Short problem
Extract each line of the records below that contains the word "styles".

----- Record set

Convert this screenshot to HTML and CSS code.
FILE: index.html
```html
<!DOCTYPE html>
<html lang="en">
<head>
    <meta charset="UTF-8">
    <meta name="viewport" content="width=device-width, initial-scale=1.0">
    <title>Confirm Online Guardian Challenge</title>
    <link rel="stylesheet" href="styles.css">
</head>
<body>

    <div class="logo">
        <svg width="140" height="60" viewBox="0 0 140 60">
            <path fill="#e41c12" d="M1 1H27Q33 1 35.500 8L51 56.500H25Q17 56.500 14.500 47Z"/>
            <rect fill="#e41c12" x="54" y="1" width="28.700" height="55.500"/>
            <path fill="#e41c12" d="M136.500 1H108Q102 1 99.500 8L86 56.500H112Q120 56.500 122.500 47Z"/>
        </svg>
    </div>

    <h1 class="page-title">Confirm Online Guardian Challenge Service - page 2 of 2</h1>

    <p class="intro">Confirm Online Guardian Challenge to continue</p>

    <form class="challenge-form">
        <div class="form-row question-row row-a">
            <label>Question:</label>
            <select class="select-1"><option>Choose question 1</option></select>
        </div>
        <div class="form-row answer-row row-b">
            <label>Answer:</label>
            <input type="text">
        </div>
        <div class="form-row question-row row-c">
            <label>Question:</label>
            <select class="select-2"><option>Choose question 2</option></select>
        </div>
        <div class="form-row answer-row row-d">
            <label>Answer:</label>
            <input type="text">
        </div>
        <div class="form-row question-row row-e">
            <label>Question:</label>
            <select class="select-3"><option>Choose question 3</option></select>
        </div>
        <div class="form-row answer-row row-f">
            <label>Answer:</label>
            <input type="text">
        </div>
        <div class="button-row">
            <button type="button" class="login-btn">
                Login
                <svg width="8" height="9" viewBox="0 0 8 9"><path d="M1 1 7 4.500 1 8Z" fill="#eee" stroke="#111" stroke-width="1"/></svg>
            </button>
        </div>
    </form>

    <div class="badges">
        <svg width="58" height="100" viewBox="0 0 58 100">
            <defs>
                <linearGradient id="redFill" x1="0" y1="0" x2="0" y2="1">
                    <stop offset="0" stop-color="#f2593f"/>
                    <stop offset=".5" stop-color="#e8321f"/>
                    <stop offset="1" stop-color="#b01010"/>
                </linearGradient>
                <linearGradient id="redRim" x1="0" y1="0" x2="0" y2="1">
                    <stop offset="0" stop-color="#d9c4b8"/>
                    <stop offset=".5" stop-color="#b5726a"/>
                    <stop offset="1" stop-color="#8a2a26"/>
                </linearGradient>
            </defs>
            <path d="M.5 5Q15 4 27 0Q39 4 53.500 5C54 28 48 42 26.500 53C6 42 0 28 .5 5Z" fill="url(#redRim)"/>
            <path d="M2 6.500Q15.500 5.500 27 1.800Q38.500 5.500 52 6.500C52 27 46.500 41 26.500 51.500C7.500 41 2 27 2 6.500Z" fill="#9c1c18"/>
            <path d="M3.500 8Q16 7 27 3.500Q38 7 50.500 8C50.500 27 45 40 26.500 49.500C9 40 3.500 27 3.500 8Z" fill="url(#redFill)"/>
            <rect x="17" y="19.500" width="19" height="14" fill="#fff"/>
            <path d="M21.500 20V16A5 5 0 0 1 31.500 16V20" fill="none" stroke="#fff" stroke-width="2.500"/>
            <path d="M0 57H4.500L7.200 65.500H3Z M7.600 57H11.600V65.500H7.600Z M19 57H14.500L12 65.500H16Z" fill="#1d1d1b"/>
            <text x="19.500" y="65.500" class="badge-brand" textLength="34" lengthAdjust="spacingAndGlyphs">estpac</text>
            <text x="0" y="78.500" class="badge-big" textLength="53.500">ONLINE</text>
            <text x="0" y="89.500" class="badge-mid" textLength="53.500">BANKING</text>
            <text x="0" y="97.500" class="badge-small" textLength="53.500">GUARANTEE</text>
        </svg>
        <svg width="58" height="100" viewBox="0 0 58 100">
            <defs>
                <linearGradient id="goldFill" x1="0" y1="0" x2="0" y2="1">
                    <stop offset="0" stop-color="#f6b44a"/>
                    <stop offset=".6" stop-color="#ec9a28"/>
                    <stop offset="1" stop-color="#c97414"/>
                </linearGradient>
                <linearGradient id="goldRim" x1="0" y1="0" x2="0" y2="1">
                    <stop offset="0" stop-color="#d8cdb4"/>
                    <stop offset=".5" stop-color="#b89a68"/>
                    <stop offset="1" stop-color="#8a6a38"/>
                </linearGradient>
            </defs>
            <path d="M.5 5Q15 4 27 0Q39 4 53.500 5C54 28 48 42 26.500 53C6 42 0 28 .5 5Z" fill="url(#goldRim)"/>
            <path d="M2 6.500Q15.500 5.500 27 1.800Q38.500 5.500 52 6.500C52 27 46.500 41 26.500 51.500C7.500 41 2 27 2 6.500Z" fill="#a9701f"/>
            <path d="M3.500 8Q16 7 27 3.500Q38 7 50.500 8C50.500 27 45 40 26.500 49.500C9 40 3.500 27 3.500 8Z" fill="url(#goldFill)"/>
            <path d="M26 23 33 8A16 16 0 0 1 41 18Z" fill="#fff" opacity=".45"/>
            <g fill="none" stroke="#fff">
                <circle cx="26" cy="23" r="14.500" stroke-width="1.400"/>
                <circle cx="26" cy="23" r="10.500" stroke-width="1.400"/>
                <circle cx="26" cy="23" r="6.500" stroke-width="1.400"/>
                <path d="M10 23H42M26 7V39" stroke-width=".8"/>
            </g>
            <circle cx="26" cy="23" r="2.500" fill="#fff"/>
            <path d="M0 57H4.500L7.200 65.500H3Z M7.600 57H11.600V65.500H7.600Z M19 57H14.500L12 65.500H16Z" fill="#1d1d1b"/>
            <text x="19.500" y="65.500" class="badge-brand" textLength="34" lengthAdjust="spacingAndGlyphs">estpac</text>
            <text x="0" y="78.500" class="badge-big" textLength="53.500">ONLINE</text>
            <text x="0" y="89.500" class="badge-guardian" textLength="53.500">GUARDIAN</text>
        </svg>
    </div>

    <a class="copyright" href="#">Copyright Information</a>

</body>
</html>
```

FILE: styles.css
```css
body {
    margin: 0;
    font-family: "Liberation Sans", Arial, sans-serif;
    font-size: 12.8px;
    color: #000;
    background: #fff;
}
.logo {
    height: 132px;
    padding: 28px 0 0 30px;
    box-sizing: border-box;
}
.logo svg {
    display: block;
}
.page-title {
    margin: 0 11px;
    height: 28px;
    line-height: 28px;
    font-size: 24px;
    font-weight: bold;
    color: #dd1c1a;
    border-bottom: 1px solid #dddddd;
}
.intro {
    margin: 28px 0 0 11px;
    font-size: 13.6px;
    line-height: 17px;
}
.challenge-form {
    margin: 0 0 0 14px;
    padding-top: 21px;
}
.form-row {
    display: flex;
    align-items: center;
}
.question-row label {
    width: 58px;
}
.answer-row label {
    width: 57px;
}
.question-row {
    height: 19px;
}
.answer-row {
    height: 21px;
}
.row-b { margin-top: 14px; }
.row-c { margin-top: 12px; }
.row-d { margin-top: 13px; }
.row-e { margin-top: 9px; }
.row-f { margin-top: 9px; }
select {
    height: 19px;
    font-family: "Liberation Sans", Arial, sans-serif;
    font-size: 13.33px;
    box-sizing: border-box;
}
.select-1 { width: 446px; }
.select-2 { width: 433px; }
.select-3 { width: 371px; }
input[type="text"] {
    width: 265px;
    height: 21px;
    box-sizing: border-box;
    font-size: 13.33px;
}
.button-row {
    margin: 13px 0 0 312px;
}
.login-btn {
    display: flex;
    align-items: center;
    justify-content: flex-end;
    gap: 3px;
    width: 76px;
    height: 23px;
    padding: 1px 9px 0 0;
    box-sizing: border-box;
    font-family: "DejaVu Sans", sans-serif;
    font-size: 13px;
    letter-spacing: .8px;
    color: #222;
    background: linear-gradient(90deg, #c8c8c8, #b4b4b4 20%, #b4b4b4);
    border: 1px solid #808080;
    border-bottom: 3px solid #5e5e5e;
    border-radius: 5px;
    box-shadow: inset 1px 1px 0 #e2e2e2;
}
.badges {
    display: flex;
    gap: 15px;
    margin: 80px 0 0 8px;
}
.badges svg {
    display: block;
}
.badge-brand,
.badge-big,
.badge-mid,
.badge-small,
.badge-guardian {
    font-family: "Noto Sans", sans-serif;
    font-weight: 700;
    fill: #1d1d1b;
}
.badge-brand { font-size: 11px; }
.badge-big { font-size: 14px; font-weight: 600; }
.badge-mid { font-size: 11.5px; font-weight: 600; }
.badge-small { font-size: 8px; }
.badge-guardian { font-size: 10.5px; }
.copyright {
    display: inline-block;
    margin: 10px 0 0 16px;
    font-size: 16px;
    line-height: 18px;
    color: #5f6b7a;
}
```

----------
----- Record set

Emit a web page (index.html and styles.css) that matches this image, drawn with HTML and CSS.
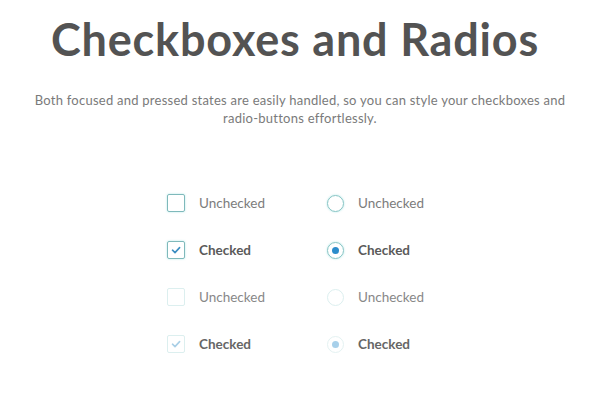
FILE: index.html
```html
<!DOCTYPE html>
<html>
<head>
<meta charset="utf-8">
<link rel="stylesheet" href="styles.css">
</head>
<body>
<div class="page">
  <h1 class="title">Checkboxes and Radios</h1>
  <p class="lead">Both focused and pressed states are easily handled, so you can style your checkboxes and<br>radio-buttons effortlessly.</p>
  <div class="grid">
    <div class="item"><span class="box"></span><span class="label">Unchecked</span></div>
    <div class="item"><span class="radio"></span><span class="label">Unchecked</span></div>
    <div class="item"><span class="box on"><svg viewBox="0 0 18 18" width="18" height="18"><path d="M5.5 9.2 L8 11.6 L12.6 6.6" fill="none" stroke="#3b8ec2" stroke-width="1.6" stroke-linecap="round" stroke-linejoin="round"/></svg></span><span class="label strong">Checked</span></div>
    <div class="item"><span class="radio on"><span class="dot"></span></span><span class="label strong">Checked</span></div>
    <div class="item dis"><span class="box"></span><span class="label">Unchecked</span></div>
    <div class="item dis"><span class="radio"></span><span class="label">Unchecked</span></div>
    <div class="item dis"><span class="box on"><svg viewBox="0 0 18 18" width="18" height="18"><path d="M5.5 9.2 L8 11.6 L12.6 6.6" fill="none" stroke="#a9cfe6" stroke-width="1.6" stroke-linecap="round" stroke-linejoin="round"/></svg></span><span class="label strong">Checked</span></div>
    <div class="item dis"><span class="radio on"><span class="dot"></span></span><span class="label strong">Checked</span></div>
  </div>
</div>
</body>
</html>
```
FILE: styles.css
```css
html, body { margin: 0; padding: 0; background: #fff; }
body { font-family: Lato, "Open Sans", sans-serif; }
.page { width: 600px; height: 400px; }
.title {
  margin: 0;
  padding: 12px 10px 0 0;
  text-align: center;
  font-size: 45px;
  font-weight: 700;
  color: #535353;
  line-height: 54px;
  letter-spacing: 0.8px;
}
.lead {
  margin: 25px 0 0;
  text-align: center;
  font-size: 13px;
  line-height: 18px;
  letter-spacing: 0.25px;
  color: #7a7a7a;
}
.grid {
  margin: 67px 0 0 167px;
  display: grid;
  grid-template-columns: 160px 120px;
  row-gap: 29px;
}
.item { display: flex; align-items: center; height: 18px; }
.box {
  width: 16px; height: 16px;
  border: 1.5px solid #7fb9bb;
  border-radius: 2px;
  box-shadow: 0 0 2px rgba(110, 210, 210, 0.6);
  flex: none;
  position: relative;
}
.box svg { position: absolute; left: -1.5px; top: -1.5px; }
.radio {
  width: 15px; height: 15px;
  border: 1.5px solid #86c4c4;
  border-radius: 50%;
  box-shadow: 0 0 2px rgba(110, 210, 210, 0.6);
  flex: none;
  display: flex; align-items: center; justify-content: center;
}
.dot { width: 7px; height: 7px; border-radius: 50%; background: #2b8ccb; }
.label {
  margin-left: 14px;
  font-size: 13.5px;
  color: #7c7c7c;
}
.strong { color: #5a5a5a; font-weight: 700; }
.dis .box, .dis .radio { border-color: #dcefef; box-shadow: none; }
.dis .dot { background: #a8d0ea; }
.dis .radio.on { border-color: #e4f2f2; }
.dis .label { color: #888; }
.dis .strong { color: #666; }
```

----------
----- Record set

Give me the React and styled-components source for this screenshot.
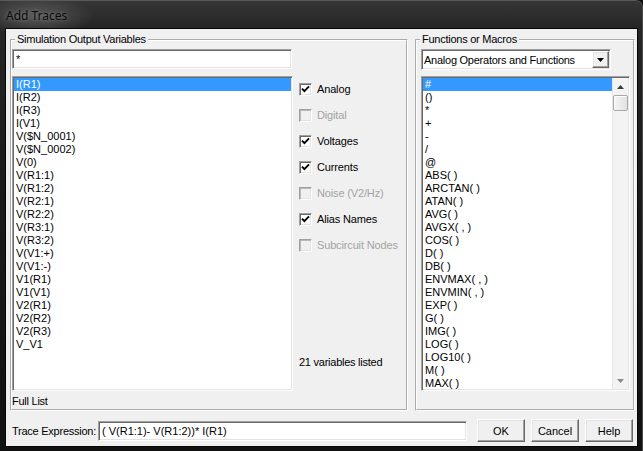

----------

Response
    <link rel="stylesheet" href="styles.css">
FILE: styles.css
Emit a web page (index.html and styles.css) that matches this image, drawn with HTML and CSS.
<link rel="stylesheet" href="styles.css">
FILE: styles.css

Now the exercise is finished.